--- Start ---

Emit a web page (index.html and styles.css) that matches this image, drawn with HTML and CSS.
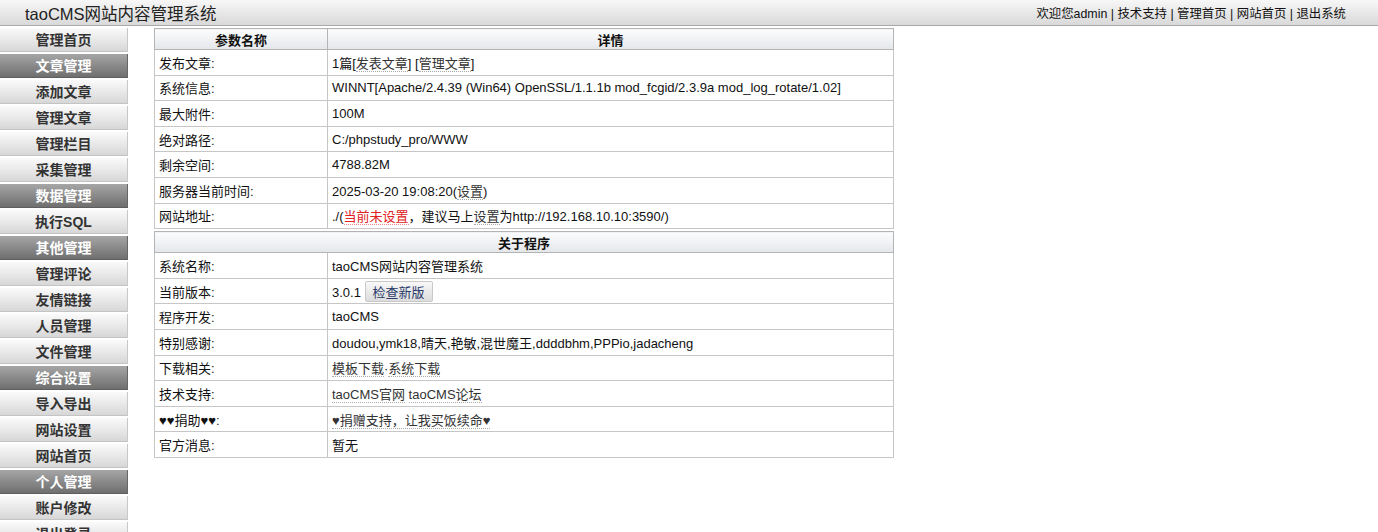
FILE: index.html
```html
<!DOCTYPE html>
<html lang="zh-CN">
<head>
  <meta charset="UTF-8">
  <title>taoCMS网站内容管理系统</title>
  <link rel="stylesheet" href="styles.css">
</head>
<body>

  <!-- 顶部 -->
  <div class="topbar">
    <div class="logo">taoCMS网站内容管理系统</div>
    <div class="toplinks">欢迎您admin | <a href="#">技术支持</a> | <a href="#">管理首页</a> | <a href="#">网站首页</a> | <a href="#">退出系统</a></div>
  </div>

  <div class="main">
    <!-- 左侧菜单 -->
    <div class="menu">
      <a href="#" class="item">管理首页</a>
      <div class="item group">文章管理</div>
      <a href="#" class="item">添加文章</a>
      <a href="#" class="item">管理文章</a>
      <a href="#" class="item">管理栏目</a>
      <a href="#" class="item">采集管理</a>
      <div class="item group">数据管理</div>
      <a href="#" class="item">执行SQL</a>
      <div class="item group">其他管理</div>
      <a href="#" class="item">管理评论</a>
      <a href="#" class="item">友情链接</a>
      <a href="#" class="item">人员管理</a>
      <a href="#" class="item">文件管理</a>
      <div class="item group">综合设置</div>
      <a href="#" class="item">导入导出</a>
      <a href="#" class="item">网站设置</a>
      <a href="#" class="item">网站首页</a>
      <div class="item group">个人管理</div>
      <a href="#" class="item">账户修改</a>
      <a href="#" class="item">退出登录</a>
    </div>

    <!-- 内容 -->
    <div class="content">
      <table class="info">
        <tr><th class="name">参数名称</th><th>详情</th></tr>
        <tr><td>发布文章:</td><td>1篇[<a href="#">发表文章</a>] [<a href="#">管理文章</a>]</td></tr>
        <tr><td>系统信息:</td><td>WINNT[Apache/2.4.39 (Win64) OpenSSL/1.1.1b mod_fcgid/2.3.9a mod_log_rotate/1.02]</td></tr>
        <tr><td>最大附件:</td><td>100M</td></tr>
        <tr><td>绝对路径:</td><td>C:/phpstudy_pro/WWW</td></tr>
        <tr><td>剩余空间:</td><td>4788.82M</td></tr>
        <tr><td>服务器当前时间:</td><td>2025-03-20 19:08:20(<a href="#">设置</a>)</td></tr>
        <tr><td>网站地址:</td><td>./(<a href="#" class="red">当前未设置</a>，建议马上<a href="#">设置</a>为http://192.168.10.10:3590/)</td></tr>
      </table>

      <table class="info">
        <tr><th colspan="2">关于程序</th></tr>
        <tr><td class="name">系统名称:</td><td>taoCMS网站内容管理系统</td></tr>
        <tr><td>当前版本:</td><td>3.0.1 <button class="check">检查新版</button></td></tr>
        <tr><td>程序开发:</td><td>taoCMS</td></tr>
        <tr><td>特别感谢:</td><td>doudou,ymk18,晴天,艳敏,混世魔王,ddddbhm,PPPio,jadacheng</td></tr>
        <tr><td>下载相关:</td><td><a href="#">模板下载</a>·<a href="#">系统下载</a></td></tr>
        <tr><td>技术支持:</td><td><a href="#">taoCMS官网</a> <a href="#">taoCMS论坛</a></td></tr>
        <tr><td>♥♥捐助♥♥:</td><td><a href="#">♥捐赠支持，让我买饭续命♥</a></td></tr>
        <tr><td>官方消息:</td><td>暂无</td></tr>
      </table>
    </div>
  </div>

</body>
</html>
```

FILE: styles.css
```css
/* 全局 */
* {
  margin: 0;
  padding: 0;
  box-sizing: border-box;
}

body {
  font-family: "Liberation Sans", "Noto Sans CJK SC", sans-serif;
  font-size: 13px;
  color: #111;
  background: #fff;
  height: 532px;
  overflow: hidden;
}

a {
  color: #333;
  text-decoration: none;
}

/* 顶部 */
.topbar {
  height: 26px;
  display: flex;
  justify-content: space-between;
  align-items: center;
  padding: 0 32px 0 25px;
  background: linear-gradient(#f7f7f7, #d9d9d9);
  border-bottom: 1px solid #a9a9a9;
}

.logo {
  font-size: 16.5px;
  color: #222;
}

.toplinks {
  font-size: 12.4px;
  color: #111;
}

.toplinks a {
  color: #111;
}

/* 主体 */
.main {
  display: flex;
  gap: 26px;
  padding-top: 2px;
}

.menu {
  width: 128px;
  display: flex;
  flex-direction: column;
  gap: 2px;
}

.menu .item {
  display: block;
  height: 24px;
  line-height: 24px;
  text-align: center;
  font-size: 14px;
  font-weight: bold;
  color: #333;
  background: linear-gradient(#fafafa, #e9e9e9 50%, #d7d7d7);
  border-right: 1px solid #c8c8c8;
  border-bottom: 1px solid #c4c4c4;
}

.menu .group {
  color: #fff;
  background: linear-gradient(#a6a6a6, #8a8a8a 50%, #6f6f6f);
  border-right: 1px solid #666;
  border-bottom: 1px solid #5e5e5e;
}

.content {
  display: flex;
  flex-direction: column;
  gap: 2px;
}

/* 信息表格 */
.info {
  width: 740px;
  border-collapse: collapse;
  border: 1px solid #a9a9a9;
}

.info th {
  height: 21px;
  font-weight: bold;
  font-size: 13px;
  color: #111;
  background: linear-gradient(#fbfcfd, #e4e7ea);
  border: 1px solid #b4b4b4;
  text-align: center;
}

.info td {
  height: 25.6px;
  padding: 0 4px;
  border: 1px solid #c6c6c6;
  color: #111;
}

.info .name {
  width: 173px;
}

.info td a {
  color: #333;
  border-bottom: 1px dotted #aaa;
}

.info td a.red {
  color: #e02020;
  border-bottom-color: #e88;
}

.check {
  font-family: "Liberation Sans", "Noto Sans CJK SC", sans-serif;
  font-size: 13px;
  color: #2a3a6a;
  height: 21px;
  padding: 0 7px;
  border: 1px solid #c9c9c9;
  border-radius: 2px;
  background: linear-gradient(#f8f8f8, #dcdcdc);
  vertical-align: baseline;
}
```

--- End ---

# Work required:
Write out the material above once more, exactly as it reads, with no pictures.

# Right answer:
Emit a web page (index.html and styles.css) that matches this image, drawn with HTML and CSS.
FILE: index.html
```html
<!DOCTYPE html>
<html lang="zh-CN">
<head>
  <meta charset="UTF-8">
  <title>taoCMS网站内容管理系统</title>
  <link rel="stylesheet" href="styles.css">
</head>
<body>

  <!-- 顶部 -->
  <div class="topbar">
    <div class="logo">taoCMS网站内容管理系统</div>
    <div class="toplinks">欢迎您admin | <a href="#">技术支持</a> | <a href="#">管理首页</a> | <a href="#">网站首页</a> | <a href="#">退出系统</a></div>
  </div>

  <div class="main">
    <!-- 左侧菜单 -->
    <div class="menu">
      <a href="#" class="item">管理首页</a>
      <div class="item group">文章管理</div>
      <a href="#" class="item">添加文章</a>
      <a href="#" class="item">管理文章</a>
      <a href="#" class="item">管理栏目</a>
      <a href="#" class="item">采集管理</a>
      <div class="item group">数据管理</div>
      <a href="#" class="item">执行SQL</a>
      <div class="item group">其他管理</div>
      <a href="#" class="item">管理评论</a>
      <a href="#" class="item">友情链接</a>
      <a href="#" class="item">人员管理</a>
      <a href="#" class="item">文件管理</a>
      <div class="item group">综合设置</div>
      <a href="#" class="item">导入导出</a>
      <a href="#" class="item">网站设置</a>
      <a href="#" class="item">网站首页</a>
      <div class="item group">个人管理</div>
      <a href="#" class="item">账户修改</a>
      <a href="#" class="item">退出登录</a>
    </div>

    <!-- 内容 -->
    <div class="content">
      <table class="info">
        <tr><th class="name">参数名称</th><th>详情</th></tr>
        <tr><td>发布文章:</td><td>1篇[<a href="#">发表文章</a>] [<a href="#">管理文章</a>]</td></tr>
        <tr><td>系统信息:</td><td>WINNT[Apache/2.4.39 (Win64) OpenSSL/1.1.1b mod_fcgid/2.3.9a mod_log_rotate/1.02]</td></tr>
        <tr><td>最大附件:</td><td>100M</td></tr>
        <tr><td>绝对路径:</td><td>C:/phpstudy_pro/WWW</td></tr>
        <tr><td>剩余空间:</td><td>4788.82M</td></tr>
        <tr><td>服务器当前时间:</td><td>2025-03-20 19:08:20(<a href="#">设置</a>)</td></tr>
        <tr><td>网站地址:</td><td>./(<a href="#" class="red">当前未设置</a>，建议马上<a href="#">设置</a>为http://192.168.10.10:3590/)</td></tr>
      </table>

      <table class="info">
        <tr><th colspan="2">关于程序</th></tr>
        <tr><td class="name">系统名称:</td><td>taoCMS网站内容管理系统</td></tr>
        <tr><td>当前版本:</td><td>3.0.1 <button class="check">检查新版</button></td></tr>
        <tr><td>程序开发:</td><td>taoCMS</td></tr>
        <tr><td>特别感谢:</td><td>doudou,ymk18,晴天,艳敏,混世魔王,ddddbhm,PPPio,jadacheng</td></tr>
        <tr><td>下载相关:</td><td><a href="#">模板下载</a>·<a href="#">系统下载</a></td></tr>
        <tr><td>技术支持:</td><td><a href="#">taoCMS官网</a> <a href="#">taoCMS论坛</a></td></tr>
        <tr><td>♥♥捐助♥♥:</td><td><a href="#">♥捐赠支持，让我买饭续命♥</a></td></tr>
        <tr><td>官方消息:</td><td>暂无</td></tr>
      </table>
    </div>
  </div>

</body>
</html>
```

FILE: styles.css
```css
/* 全局 */
* {
  margin: 0;
  padding: 0;
  box-sizing: border-box;
}

body {
  font-family: "Liberation Sans", "Noto Sans CJK SC", sans-serif;
  font-size: 13px;
  color: #111;
  background: #fff;
  height: 532px;
  overflow: hidden;
}

a {
  color: #333;
  text-decoration: none;
}

/* 顶部 */
.topbar {
  height: 26px;
  display: flex;
  justify-content: space-between;
  align-items: center;
  padding: 0 32px 0 25px;
  background: linear-gradient(#f7f7f7, #d9d9d9);
  border-bottom: 1px solid #a9a9a9;
}

.logo {
  font-size: 16.5px;
  color: #222;
}

.toplinks {
  font-size: 12.4px;
  color: #111;
}

.toplinks a {
  color: #111;
}

/* 主体 */
.main {
  display: flex;
  gap: 26px;
  padding-top: 2px;
}

.menu {
  width: 128px;
  display: flex;
  flex-direction: column;
  gap: 2px;
}

.menu .item {
  display: block;
  height: 24px;
  line-height: 24px;
  text-align: center;
  font-size: 14px;
  font-weight: bold;
  color: #333;
  background: linear-gradient(#fafafa, #e9e9e9 50%, #d7d7d7);
  border-right: 1px solid #c8c8c8;
  border-bottom: 1px solid #c4c4c4;
}

.menu .group {
  color: #fff;
  background: linear-gradient(#a6a6a6, #8a8a8a 50%, #6f6f6f);
  border-right: 1px solid #666;
  border-bottom: 1px solid #5e5e5e;
}

.content {
  display: flex;
  flex-direction: column;
  gap: 2px;
}

/* 信息表格 */
.info {
  width: 740px;
  border-collapse: collapse;
  border: 1px solid #a9a9a9;
}

.info th {
  height: 21px;
  font-weight: bold;
  font-size: 13px;
  color: #111;
  background: linear-gradient(#fbfcfd, #e4e7ea);
  border: 1px solid #b4b4b4;
  text-align: center;
}

.info td {
  height: 25.6px;
  padding: 0 4px;
  border: 1px solid #c6c6c6;
  color: #111;
}

.info .name {
  width: 173px;
}

.info td a {
  color: #333;
  border-bottom: 1px dotted #aaa;
}

.info td a.red {
  color: #e02020;
  border-bottom-color: #e88;
}

.check {
  font-family: "Liberation Sans", "Noto Sans CJK SC", sans-serif;
  font-size: 13px;
  color: #2a3a6a;
  height: 21px;
  padding: 0 7px;
  border: 1px solid #c9c9c9;
  border-radius: 2px;
  background: linear-gradient(#f8f8f8, #dcdcdc);
  vertical-align: baseline;
}
```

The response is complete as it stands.